:: Exercise aim ::
Only the pictures are omitted; repeat all other data exactly.

--- start ---

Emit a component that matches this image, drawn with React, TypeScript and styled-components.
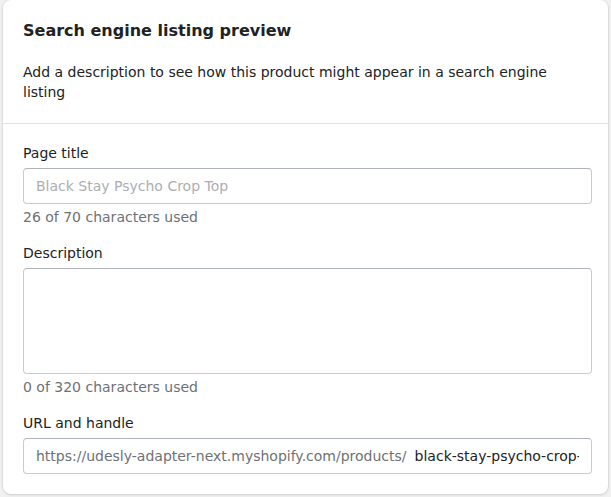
import React from "react";
import styled, { createGlobalStyle } from "styled-components";

const Global = createGlobalStyle`
  html, body { margin: 0; padding: 0; background: #f1f1f1; }
  body { font-family: "DejaVu Sans", sans-serif; color: #202223; }
  * { box-sizing: border-box; }
`;

const Page = styled.div`
  padding: 0 3px 3px 3px;
`;

const Card = styled.div`
  background: #ffffff;
  border-radius: 8px;
  box-shadow: 0 0 0 1px rgba(63, 63, 68, 0.05), 0 1px 3px rgba(63, 63, 68, 0.15);
  overflow: hidden;
`;

const Header = styled.div`
  padding: 19px 17px 21px 20px;
  display: flex;
  flex-direction: column;
`;

const Body = styled.div`
  padding: 19px 16px 20px 20px;
  border-top: 1px solid #e1e3e5;
  display: flex;
  flex-direction: column;
`;

const Title = styled.h2`
  margin: 0;
  font-size: 16px;
  font-weight: 700;
  line-height: 24px;
  color: #202223;
`;

const Intro = styled.p`
  margin: 19px 0 0 0;
  font-size: 14px;
  line-height: 20px;
  color: #202223;
`;

const Field = styled.div`
  display: flex;
  flex-direction: column;
  & + & {
    margin-top: 16px;
  }
`;

const Label = styled.label`
  font-size: 14px;
  line-height: 20px;
  margin-bottom: 5px;
  color: #202223;
`;

const Box = styled.div<{ $tall?: boolean }>`
  display: flex;
  align-items: center;
  height: ${(p) => (p.$tall ? "106px" : "36px")};
  border: 1px solid #c9cccf;
  border-top-color: #aeb4b9;
  border-radius: 4px;
  padding: 0 12px;
  background: #fff;
`;

const Clip = styled.div`
  display: flex;
  align-items: center;
  overflow: hidden;
  white-space: nowrap;
  min-width: 0;
  flex: 1;
`;

const Placeholder = styled.span`
  font-size: 14px;
  color: #abaeb2;
`;

const Prefix = styled.span`
  font-size: 14px;
  color: #6d7175;
  flex-shrink: 0;
`;

const Value = styled.span`
  font-size: 14px;
  color: #202223;
  margin-left: 8px;
  flex-shrink: 0;
`;

const Help = styled.div`
  font-size: 14px;
  line-height: 20px;
  color: #6d7175;
  margin-top: 3px;
`;

export default function App() {
  return (
    <>
      <Global />
      <Page>
        <Card>
          <Header>
            <Title>Search engine listing preview</Title>
            <Intro>
              Add a description to see how this product might appear in a search engine listing
            </Intro>
          </Header>
          <Body>
            <Field>
              <Label>Page title</Label>
              <Box>
                <Placeholder>Black Stay Psycho Crop Top</Placeholder>
              </Box>
              <Help>26 of 70 characters used</Help>
            </Field>
            <Field>
              <Label>Description</Label>
              <Box $tall />
              <Help>0 of 320 characters used</Help>
            </Field>
            <Field>
              <Label>URL and handle</Label>
              <Box>
                <Clip>
                  <Prefix>https://udesly-adapter-next.myshopify.com/products/</Prefix>
                  <Value>black-stay-psycho-crop-top</Value>
                </Clip>
              </Box>
            </Field>
          </Body>
        </Card>
      </Page>
    </>
  );
}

--- end ---

:: Solution for this task ::
Emit a component that matches this image, drawn with React, TypeScript and styled-components.
import React from "react";
import styled, { createGlobalStyle } from "styled-components";

const Global = createGlobalStyle`
  html, body { margin: 0; padding: 0; background: #f1f1f1; }
  body { font-family: "DejaVu Sans", sans-serif; color: #202223; }
  * { box-sizing: border-box; }
`;

const Page = styled.div`
  padding: 0 3px 3px 3px;
`;

const Card = styled.div`
  background: #ffffff;
  border-radius: 8px;
  box-shadow: 0 0 0 1px rgba(63, 63, 68, 0.05), 0 1px 3px rgba(63, 63, 68, 0.15);
  overflow: hidden;
`;

const Header = styled.div`
  padding: 19px 17px 21px 20px;
  display: flex;
  flex-direction: column;
`;

const Body = styled.div`
  padding: 19px 16px 20px 20px;
  border-top: 1px solid #e1e3e5;
  display: flex;
  flex-direction: column;
`;

const Title = styled.h2`
  margin: 0;
  font-size: 16px;
  font-weight: 700;
  line-height: 24px;
  color: #202223;
`;

const Intro = styled.p`
  margin: 19px 0 0 0;
  font-size: 14px;
  line-height: 20px;
  color: #202223;
`;

const Field = styled.div`
  display: flex;
  flex-direction: column;
  & + & {
    margin-top: 16px;
  }
`;

const Label = styled.label`
  font-size: 14px;
  line-height: 20px;
  margin-bottom: 5px;
  color: #202223;
`;

const Box = styled.div<{ $tall?: boolean }>`
  display: flex;
  align-items: center;
  height: ${(p) => (p.$tall ? "106px" : "36px")};
  border: 1px solid #c9cccf;
  border-top-color: #aeb4b9;
  border-radius: 4px;
  padding: 0 12px;
  background: #fff;
`;

const Clip = styled.div`
  display: flex;
  align-items: center;
  overflow: hidden;
  white-space: nowrap;
  min-width: 0;
  flex: 1;
`;

const Placeholder = styled.span`
  font-size: 14px;
  color: #abaeb2;
`;

const Prefix = styled.span`
  font-size: 14px;
  color: #6d7175;
  flex-shrink: 0;
`;

const Value = styled.span`
  font-size: 14px;
  color: #202223;
  margin-left: 8px;
  flex-shrink: 0;
`;

const Help = styled.div`
  font-size: 14px;
  line-height: 20px;
  color: #6d7175;
  margin-top: 3px;
`;

export default function App() {
  return (
    <>
      <Global />
      <Page>
        <Card>
          <Header>
            <Title>Search engine listing preview</Title>
            <Intro>
              Add a description to see how this product might appear in a search engine listing
            </Intro>
          </Header>
          <Body>
            <Field>
              <Label>Page title</Label>
              <Box>
                <Placeholder>Black Stay Psycho Crop Top</Placeholder>
              </Box>
              <Help>26 of 70 characters used</Help>
            </Field>
            <Field>
              <Label>Description</Label>
              <Box $tall />
              <Help>0 of 320 characters used</Help>
            </Field>
            <Field>
              <Label>URL and handle</Label>
              <Box>
                <Clip>
                  <Prefix>https://udesly-adapter-next.myshopify.com/products/</Prefix>
                  <Value>black-stay-psycho-crop-top</Value>
                </Clip>
              </Box>
            </Field>
          </Body>
        </Card>
      </Page>
    </>
  );
}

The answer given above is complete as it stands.